# Start of DATASET

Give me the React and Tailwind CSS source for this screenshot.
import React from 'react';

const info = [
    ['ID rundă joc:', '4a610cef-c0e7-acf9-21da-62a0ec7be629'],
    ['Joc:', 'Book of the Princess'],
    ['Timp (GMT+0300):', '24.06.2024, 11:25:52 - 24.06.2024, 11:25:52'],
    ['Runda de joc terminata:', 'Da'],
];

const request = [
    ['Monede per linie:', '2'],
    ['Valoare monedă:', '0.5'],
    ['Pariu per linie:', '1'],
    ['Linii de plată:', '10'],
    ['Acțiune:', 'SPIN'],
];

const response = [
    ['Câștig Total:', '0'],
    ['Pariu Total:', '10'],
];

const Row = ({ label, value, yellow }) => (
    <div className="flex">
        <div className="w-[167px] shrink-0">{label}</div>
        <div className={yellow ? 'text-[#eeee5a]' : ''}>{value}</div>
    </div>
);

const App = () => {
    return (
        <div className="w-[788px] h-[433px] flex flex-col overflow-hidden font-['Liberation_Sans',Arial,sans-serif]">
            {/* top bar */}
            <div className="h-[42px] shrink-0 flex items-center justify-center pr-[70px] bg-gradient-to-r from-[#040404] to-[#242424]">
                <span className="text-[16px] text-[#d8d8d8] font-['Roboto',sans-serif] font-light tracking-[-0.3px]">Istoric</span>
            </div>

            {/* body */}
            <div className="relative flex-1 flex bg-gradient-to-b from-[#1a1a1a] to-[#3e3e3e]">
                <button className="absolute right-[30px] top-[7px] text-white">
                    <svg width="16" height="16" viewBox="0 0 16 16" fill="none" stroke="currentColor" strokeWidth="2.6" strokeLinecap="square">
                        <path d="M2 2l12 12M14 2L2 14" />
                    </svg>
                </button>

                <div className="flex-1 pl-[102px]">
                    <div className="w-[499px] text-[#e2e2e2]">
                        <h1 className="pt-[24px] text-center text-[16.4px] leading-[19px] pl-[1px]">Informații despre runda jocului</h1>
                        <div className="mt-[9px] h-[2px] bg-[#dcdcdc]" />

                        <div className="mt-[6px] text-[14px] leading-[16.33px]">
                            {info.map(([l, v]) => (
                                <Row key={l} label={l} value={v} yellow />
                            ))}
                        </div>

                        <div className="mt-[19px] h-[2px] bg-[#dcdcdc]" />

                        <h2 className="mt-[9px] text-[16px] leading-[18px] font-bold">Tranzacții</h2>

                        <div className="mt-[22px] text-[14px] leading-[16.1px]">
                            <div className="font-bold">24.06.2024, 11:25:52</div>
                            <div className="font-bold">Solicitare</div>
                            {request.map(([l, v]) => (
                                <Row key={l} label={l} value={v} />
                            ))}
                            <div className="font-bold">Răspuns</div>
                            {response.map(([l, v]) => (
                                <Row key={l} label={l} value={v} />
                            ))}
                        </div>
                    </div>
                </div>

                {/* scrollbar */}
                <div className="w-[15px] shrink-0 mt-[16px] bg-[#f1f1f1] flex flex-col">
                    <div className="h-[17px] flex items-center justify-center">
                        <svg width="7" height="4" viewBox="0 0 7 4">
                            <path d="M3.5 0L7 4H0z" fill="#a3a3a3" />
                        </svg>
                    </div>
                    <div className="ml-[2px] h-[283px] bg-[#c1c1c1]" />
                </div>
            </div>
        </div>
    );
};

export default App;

# End of DATASET
# Start of DATASET

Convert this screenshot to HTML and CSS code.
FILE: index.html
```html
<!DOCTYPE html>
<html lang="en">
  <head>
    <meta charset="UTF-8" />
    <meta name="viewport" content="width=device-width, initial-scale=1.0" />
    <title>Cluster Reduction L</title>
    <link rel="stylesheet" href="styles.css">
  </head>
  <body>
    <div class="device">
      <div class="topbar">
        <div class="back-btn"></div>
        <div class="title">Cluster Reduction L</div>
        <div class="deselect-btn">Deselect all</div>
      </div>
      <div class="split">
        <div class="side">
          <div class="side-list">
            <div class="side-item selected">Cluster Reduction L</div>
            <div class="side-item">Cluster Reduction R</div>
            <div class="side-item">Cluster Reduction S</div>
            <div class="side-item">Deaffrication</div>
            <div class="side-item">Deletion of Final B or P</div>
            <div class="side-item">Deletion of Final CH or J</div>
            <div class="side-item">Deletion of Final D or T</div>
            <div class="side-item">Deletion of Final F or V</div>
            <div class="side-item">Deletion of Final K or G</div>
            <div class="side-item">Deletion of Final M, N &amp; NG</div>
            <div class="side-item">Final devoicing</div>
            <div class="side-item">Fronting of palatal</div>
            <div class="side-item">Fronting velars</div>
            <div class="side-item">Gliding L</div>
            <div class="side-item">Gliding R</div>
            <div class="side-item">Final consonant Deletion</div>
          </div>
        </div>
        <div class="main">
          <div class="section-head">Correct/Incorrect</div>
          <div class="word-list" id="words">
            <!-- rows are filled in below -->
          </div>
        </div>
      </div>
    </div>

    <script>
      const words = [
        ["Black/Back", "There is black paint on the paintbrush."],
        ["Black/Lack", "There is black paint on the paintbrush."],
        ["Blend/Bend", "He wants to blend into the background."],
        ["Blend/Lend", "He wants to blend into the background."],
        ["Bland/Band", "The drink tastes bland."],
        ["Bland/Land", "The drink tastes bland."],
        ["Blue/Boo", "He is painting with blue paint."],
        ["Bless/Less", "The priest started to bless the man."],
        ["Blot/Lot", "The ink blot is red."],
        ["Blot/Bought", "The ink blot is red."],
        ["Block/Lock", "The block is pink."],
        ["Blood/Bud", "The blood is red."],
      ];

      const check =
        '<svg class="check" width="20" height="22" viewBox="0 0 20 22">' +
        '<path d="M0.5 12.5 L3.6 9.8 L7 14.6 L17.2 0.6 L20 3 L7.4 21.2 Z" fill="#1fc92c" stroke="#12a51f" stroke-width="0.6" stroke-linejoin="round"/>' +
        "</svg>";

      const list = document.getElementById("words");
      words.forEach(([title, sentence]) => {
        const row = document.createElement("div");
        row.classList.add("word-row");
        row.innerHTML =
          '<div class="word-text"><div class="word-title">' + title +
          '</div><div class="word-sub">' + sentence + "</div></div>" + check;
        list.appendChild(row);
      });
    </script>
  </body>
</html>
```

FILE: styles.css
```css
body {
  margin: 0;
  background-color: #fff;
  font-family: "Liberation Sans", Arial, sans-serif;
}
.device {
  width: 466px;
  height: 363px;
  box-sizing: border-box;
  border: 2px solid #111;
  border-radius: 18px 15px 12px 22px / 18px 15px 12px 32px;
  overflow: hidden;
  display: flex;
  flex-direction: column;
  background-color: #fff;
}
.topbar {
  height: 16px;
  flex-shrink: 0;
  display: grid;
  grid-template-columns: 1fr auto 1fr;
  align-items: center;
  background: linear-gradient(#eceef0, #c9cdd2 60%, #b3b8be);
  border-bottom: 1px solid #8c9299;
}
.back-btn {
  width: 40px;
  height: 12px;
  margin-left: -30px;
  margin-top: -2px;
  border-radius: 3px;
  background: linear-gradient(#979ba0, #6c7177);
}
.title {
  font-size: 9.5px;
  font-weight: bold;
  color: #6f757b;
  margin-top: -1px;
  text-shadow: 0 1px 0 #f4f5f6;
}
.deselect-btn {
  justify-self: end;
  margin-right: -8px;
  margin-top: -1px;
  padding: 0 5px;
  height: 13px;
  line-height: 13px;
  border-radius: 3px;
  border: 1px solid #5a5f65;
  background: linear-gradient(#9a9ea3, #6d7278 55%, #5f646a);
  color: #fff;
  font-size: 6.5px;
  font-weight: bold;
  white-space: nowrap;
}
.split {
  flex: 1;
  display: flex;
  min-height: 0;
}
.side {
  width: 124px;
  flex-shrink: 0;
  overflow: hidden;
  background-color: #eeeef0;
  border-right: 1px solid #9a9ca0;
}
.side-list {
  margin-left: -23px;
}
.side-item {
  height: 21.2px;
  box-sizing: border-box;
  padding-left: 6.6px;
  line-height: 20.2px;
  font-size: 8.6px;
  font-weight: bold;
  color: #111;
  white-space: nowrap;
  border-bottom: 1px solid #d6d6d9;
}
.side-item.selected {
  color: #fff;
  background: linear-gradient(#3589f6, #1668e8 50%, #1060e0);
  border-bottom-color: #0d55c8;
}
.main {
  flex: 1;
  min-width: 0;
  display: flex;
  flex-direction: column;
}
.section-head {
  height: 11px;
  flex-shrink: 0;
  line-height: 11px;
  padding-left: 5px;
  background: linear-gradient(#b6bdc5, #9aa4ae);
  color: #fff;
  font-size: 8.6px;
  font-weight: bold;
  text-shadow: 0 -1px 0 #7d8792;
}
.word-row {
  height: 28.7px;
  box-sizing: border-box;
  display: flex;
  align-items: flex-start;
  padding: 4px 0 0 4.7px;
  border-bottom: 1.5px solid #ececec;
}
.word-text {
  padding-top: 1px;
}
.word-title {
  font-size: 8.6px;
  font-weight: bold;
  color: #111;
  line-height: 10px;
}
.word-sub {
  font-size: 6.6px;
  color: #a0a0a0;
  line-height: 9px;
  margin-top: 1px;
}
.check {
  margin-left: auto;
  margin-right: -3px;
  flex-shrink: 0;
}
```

# End of DATASET

THE EXERCISE: Select every line of the records holding the string "this".

RESULT:
Give me the React and Tailwind CSS source for this screenshot.
Convert this screenshot to HTML and CSS code.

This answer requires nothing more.